From Kusher's essay on Metamorphoses:
Ovid seems to be arguing against responsibility, and for sympathy. All of these desires — licit and illicit — come into our lives through our bodies, and it is not clear that we are to be held responsible for our bodies, or that we are our bodies, a theme Ovid plays with continually. Adonis coming into manhood is described as iam se formosior ipso est — more beautiful than himself (10.523). Marriage for Atalanta is described — quite powerfully, knowing how difficult marriage can be for us all — as teque ipsa viva carebis (“you will no longer have yourself, though you will be alive,” 10.566). 
In Latin our lives begin and end with passive verbs: nascimur and morimur (we are born, we die). And much of the in-between fits into the verb patimur, we suffer, which is the main material of the Metamorphoses, in its varied forms . . . 

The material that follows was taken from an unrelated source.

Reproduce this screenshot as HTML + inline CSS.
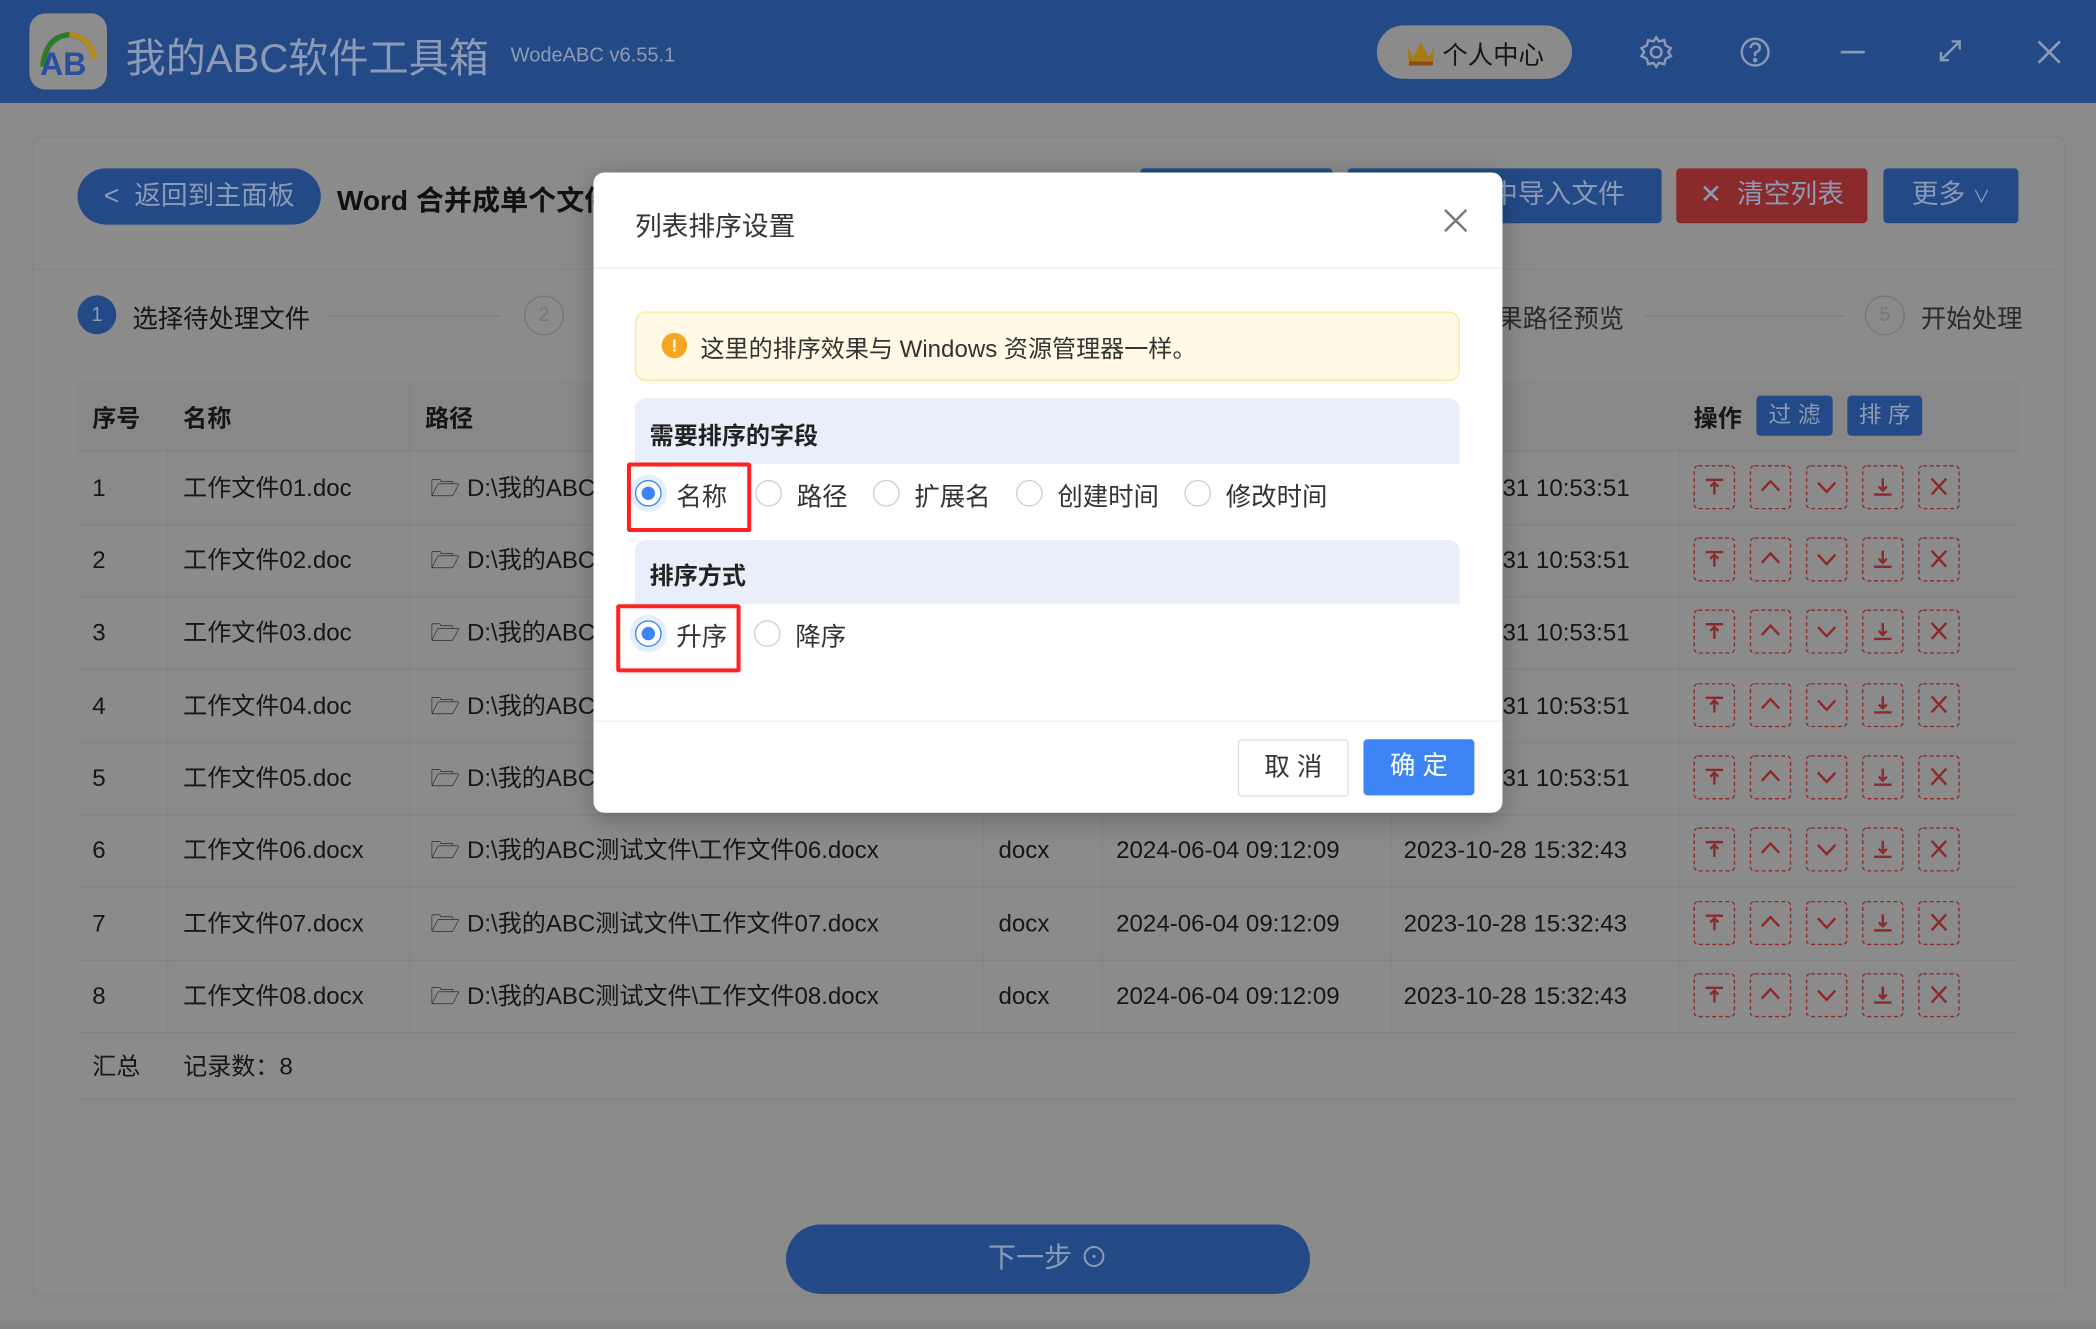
<!DOCTYPE html>
<html><head><meta charset="utf-8">
<style>
html,body{margin:0;padding:0;width:2096px;height:1329px;overflow:hidden;background:#8a8a8a;}
#w{position:absolute;left:0;top:0;width:1568px;height:994px;transform:scale(1.33673);transform-origin:0 0;font-family:"Liberation Sans","Noto Sans CJK SC",sans-serif;color:#161616;}
.a{position:absolute;}
.hd{left:0;top:0;width:1568px;height:77px;background:#234a87;}
.t{white-space:nowrap;}
.btn{position:absolute;border-radius:3px;color:#8c9bb5;font-size:20px;text-align:center;}
.row{position:absolute;left:58px;width:1452px;height:54px;border-bottom:1px solid #828282;font-size:18px;}
.row span{position:absolute;top:0;line-height:54px;white-space:nowrap;}
.vl{position:absolute;top:285px;width:1px;height:487px;background:#848484;}
.rd{position:absolute;width:18px;height:18px;border:1px solid #d0d0d0;border-radius:50%;background:#fff;}
.rd.on{border-color:#3d85f5;box-shadow:0 0 0 4px #e6effd;}
.rd.on::after{content:"";position:absolute;left:4px;top:4px;width:10px;height:10px;border-radius:50%;background:#3d85f5;}
.lb{position:absolute;font-size:19px;color:#333;white-space:nowrap;}
</style></head><body><div id="w">
<div class="a hd"></div>
<div class="a" style="left:22px;top:10px;width:58px;height:57px;border-radius:12px;background:#8d8d8d;"></div>
<svg class="a" style="left:22px;top:10px" width="58" height="57" viewBox="0 0 58 57">
<path d="M10 40 Q12 18 29 16 Q45 17 49 34" fill="none" stroke="#2d7a2d" stroke-width="4"/>
<path d="M30 16 Q45 17 49 34" fill="none" stroke="#b58a1a" stroke-width="4"/>
<text x="8" y="46" font-size="24" font-weight="bold" fill="#2a4fa0" font-family="Liberation Sans">AB</text>
</svg>
<div class="a t" style="left:94px;top:19px;font-size:30px;color:#8c9bb5;">我的ABC软件工具箱</div>
<div class="a t" style="left:382px;top:33px;font-size:15px;color:#8c9bb5;">WodeABC v6.55.1</div>
<div class="a" style="left:1030px;top:19px;width:146px;height:40px;border-radius:20px;background:#8b8b8b;"></div>
<svg class="a" style="left:1050px;top:27px" width="26" height="24"><path d="M3 8 L7 16 L13 5 L19 16 L23 8 L22 20 L4 20Z" fill="#a77a14"/><rect x="4" y="19" width="18" height="3" fill="#8a4a1a"/></svg>
<div class="a t" style="left:1079px;top:27px;font-size:19px;color:#161616;">个人中心</div>
<svg class="a" style="left:1226px;top:26px" width="26" height="26" fill="none" stroke="#8c9bb5" stroke-width="1.8"><circle cx="13" cy="13" r="4"/><path d="M13 2 L15 5 L19 4 L20 8 L24 10 L22 13 L24 16 L20 18 L19 22 L15 21 L13 24 L11 21 L7 22 L6 18 L2 16 L4 13 L2 10 L6 8 L7 4 L11 5Z"/></svg>
<svg class="a" style="left:1300px;top:26px" width="26" height="26" fill="none" stroke="#8c9bb5" stroke-width="1.8"><circle cx="13" cy="13" r="10"/><path d="M9.5 10 Q10 6.5 13 6.5 Q16.5 6.5 16.5 10 Q16.5 12 13 13.5 L13 16"/><circle cx="13" cy="19" r="0.8" fill="#8c9bb5"/></svg>
<div class="a" style="left:1377px;top:38px;width:18px;height:2px;background:#8c9bb5;"></div>
<svg class="a" style="left:1449px;top:28px" width="20" height="20" fill="none" stroke="#8c9bb5" stroke-width="1.8"><path d="M3 17 L17 3 M11 3 L17 3 L17 9 M3 11 L3 17 L9 17"/></svg>
<svg class="a" style="left:1523px;top:29px" width="20" height="20" fill="none" stroke="#8c9bb5" stroke-width="2"><path d="M2 2 L18 18 M18 2 L2 18"/></svg>

<div class="a" style="left:24px;top:102px;width:1519px;height:866px;border:1px solid #858585;border-radius:6px;background:#8b8b8b;"></div>
<div class="a" style="left:25px;top:201px;width:1517px;height:1px;background:#858585;"></div>
<div class="btn" style="left:58px;top:126px;width:182px;height:42px;border-radius:21px;background:#234a87;line-height:42px;">&lt;&nbsp; 返回到主面板</div>
<div class="a t" style="left:252px;top:134px;font-size:21px;font-weight:bold;color:#111;">Word 合并成单个文件</div>
<div class="btn" style="left:853px;top:126px;width:144px;height:41px;background:#234a87;"></div>
<div class="btn" style="left:1008px;top:126px;width:235px;height:41px;line-height:41px;background:#234a87;">从文件夹中导入文件</div>
<div class="btn" style="left:1254px;top:126px;width:143px;height:41px;line-height:41px;background:#8b2a2a;">✕&nbsp; 清空列表</div>
<div class="btn" style="left:1409px;top:126px;width:101px;height:41px;line-height:41px;background:#234a87;">更多 <span style="font-size:13px">∨</span></div>

<div class="a" style="left:58px;top:221px;width:29px;height:29px;border-radius:50%;background:#234a87;color:#8c9bb5;font-size:15px;text-align:center;line-height:29px;">1</div>
<div class="a t" style="left:99px;top:224px;font-size:19px;">选择待处理文件</div>
<div class="a" style="left:245px;top:236px;width:130px;height:1px;background:#7f7f7f;"></div>
<div class="a" style="left:392px;top:221px;width:28px;height:28px;border-radius:50%;border:1px solid #777;color:#777;font-size:15px;text-align:center;line-height:28px;">2</div>
<div class="a t" style="left:1120px;top:224px;font-size:19px;color:#2a2a2a;">果路径预览</div>
<div class="a" style="left:1230px;top:236px;width:150px;height:1px;background:#7f7f7f;"></div>
<div class="a" style="left:1395px;top:221px;width:28px;height:28px;border-radius:50%;border:1px solid #777;color:#777;font-size:15px;text-align:center;line-height:28px;">5</div>
<div class="a t" style="left:1437px;top:224px;font-size:19px;color:#2a2a2a;">开始处理</div>

<div class="a" style="left:58px;top:285px;width:1452px;height:52px;background:#888;border-bottom:1px solid #828282;"></div>
<div class="a t" style="left:69px;top:299px;font-size:18px;font-weight:bold;">序号</div>
<div class="a t" style="left:137px;top:299px;font-size:18px;font-weight:bold;">名称</div>
<div class="a t" style="left:318px;top:299px;font-size:18px;font-weight:bold;">路径</div>
<div class="a t" style="left:1267px;top:299px;font-size:18px;font-weight:bold;">操作</div>
<div class="btn" style="left:1314px;top:296px;width:57px;height:30px;line-height:30px;font-size:17px;background:#234a87;">过 滤</div>
<div class="btn" style="left:1382px;top:296px;width:56px;height:30px;line-height:30px;font-size:17px;background:#234a87;">排 序</div>
<div class="vl" style="left:125px"></div><div class="vl" style="left:306px"></div><div class="vl" style="left:735px"></div><div class="vl" style="left:824px"></div><div class="vl" style="left:1040px"></div><div class="vl" style="left:1256px"></div>

<div class="row" style="top:338px"><span style="left:11px">1</span><span style="left:79px">工作文件01.doc</span><span style="left:264px">🗁 D:\我的ABC测试文件\工作文件01.doc</span><span style="left:1066px">31 10:53:51</span></div>
<div class="row" style="top:392px"><span style="left:11px">2</span><span style="left:79px">工作文件02.doc</span><span style="left:264px">🗁 D:\我的ABC</span><span style="left:1066px">31 10:53:51</span></div>
<div class="row" style="top:446px"><span style="left:11px">3</span><span style="left:79px">工作文件03.doc</span><span style="left:264px">🗁 D:\我的ABC</span><span style="left:1066px">31 10:53:51</span></div>
<div class="row" style="top:501px"><span style="left:11px">4</span><span style="left:79px">工作文件04.doc</span><span style="left:264px">🗁 D:\我的ABC</span><span style="left:1066px">31 10:53:51</span></div>
<div class="row" style="top:555px"><span style="left:11px">5</span><span style="left:79px">工作文件05.doc</span><span style="left:264px">🗁 D:\我的ABC</span><span style="left:1066px">31 10:53:51</span></div>
<div class="row" style="top:609px"><span style="left:11px">6</span><span style="left:79px">工作文件06.docx</span><span style="left:264px">🗁 D:\我的ABC测试文件\工作文件06.docx</span><span style="left:689px">docx</span><span style="left:777px">2024-06-04 09:12:09</span><span style="left:992px">2023-10-28 15:32:43</span></div>
<div class="row" style="top:664px"><span style="left:11px">7</span><span style="left:79px">工作文件07.docx</span><span style="left:264px">🗁 D:\我的ABC测试文件\工作文件07.docx</span><span style="left:689px">docx</span><span style="left:777px">2024-06-04 09:12:09</span><span style="left:992px">2023-10-28 15:32:43</span></div>
<div class="row" style="top:718px"><span style="left:11px">8</span><span style="left:79px">工作文件08.docx</span><span style="left:264px">🗁 D:\我的ABC测试文件\工作文件08.docx</span><span style="left:689px">docx</span><span style="left:777px">2024-06-04 09:12:09</span><span style="left:992px">2023-10-28 15:32:43</span></div>
<div class="row" style="top:772px;height:50px"><span style="left:11px;line-height:52px">汇总</span><span style="left:79px;line-height:52px">记录数：8</span></div>

<svg class="a" style="left:0;top:0" width="1568" height="994">
<defs>
<g id="ic" fill="none" stroke="#8b2a2a" stroke-width="1.8">
<rect x="0.5" y="0.5" width="30" height="32" rx="3" stroke-dasharray="3 2" stroke-width="1"/>
<path d="M9 11 H22 M15.5 13 V22 M12.5 16 L15.5 13 L18.5 16"/>
<path transform="translate(42 0)" d="M9 19 L15.5 12 L22 19"/>
<rect transform="translate(42 0)" x="0.5" y="0.5" width="30" height="32" rx="3" stroke-dasharray="3 2" stroke-width="1"/>
<path transform="translate(84 0)" d="M9 13 L15.5 20 L22 13"/>
<rect transform="translate(84 0)" x="0.5" y="0.5" width="30" height="32" rx="3" stroke-dasharray="3 2" stroke-width="1"/>
<path transform="translate(126 0)" d="M9 22 H22 M15.5 10 V19 M12.5 16 L15.5 19 L18.5 16"/>
<rect transform="translate(126 0)" x="0.5" y="0.5" width="30" height="32" rx="3" stroke-dasharray="3 2" stroke-width="1"/>
<path transform="translate(168 0)" d="M10 10 L21 22 M21 10 L10 22"/>
<rect transform="translate(168 0)" x="0.5" y="0.5" width="30" height="32" rx="3" stroke-dasharray="3 2" stroke-width="1"/>
</g></defs>
<use href="#ic" x="1267" y="348"/><use href="#ic" x="1267" y="402"/><use href="#ic" x="1267" y="456"/><use href="#ic" x="1267" y="511"/><use href="#ic" x="1267" y="565"/><use href="#ic" x="1267" y="619"/><use href="#ic" x="1267" y="674"/><use href="#ic" x="1267" y="728"/>
</svg>

<div class="a" style="left:588px;top:916px;width:392px;height:52px;border-radius:26px;background:#234a87;color:#8c9bb5;font-size:21px;text-align:center;line-height:52px;">下一步 ⊙</div>
<div class="a" style="left:0;top:988px;width:1568px;height:6px;background:#838383;"></div>

<div class="a" style="left:444px;top:129px;width:680px;height:479px;background:#fff;border-radius:8px;box-shadow:0 4px 20px rgba(0,0,0,0.25);"></div>
<div class="a t" style="left:475px;top:153px;font-size:20px;color:#333;">列表排序设置</div>
<svg class="a" style="left:1079px;top:155px" width="20" height="20" fill="none" stroke="#777" stroke-width="1.8"><path d="M2 2 L18 18 M18 2 L2 18"/></svg>
<div class="a" style="left:444px;top:200px;width:680px;height:1px;background:#ececec;"></div>
<div class="a" style="left:475px;top:233px;width:615px;height:50px;background:#fff9e6;border:1px solid #fce7a0;border-radius:8px;"></div>
<div class="a" style="left:495px;top:249px;width:19px;height:19px;border-radius:50%;background:#f5a623;color:#fff;font-size:13px;text-align:center;line-height:19px;font-weight:bold;">!</div>
<div class="a t" style="left:524px;top:247px;font-size:18px;color:#333;">这里的排序效果与 Windows 资源管理器一样。</div>
<div class="a" style="left:475px;top:298px;width:617px;height:49px;background:#e8effb;border-radius:8px 8px 0 0;"></div>
<div class="a t" style="left:486px;top:312px;font-size:18px;font-weight:bold;color:#222;">需要排序的字段</div>
<div class="rd on" style="left:475px;top:359px"></div><div class="lb" style="left:506px;top:357px">名称</div>
<div class="rd" style="left:565px;top:359px"></div><div class="lb" style="left:596px;top:357px">路径</div>
<div class="rd" style="left:653px;top:359px"></div><div class="lb" style="left:684px;top:357px">扩展名</div>
<div class="rd" style="left:760px;top:359px"></div><div class="lb" style="left:791px;top:357px">创建时间</div>
<div class="rd" style="left:886px;top:359px"></div><div class="lb" style="left:917px;top:357px">修改时间</div>
<div class="a" style="left:469px;top:346px;width:87px;height:46px;border:3px solid #f22;border-radius:2px;"></div>
<div class="a" style="left:475px;top:404px;width:617px;height:48px;background:#e8effb;border-radius:8px 8px 0 0;"></div>
<div class="a t" style="left:486px;top:417px;font-size:18px;font-weight:bold;color:#222;">排序方式</div>
<div class="rd on" style="left:475px;top:464px"></div><div class="lb" style="left:506px;top:462px">升序</div>
<div class="rd" style="left:564px;top:464px"></div><div class="lb" style="left:595px;top:462px">降序</div>
<div class="a" style="left:461px;top:452px;width:87px;height:45px;border:3px solid #f22;border-radius:2px;"></div>
<div class="a" style="left:444px;top:539px;width:680px;height:1px;background:#ececec;"></div>
<div class="a" style="left:926px;top:553px;width:81px;height:41px;border:1px solid #ddd;border-radius:3px;font-size:19px;color:#333;text-align:center;line-height:41px;">取 消</div>
<div class="a" style="left:1020px;top:553px;width:83px;height:42px;background:#3d85f5;border-radius:3px;font-size:19px;color:#fff;text-align:center;line-height:42px;">确 定</div>
</div></body></html>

After a helpful discussion of the long speech of Pythagoras, he notes:
For Ovid, to use E.J. Kenney’s phrase used by Feeney, “the Augustan settlement was not, as it had been for Vergil, the start of a new world, novus ordo saeclorum, but another sandbank in the shifting stream of eternity.”
Of course, Ovid being nothing if not Ovid, one thing will remain, through some unidentified agency, unchanged beyond that shifting stream -- his name:

parte tamen meliore mei super alta perennis
astra ferar, nomenque erit indelebile nostrum

Still in my better part far beyond the lofty stars
I shall be borne immortal; my name will be indelible.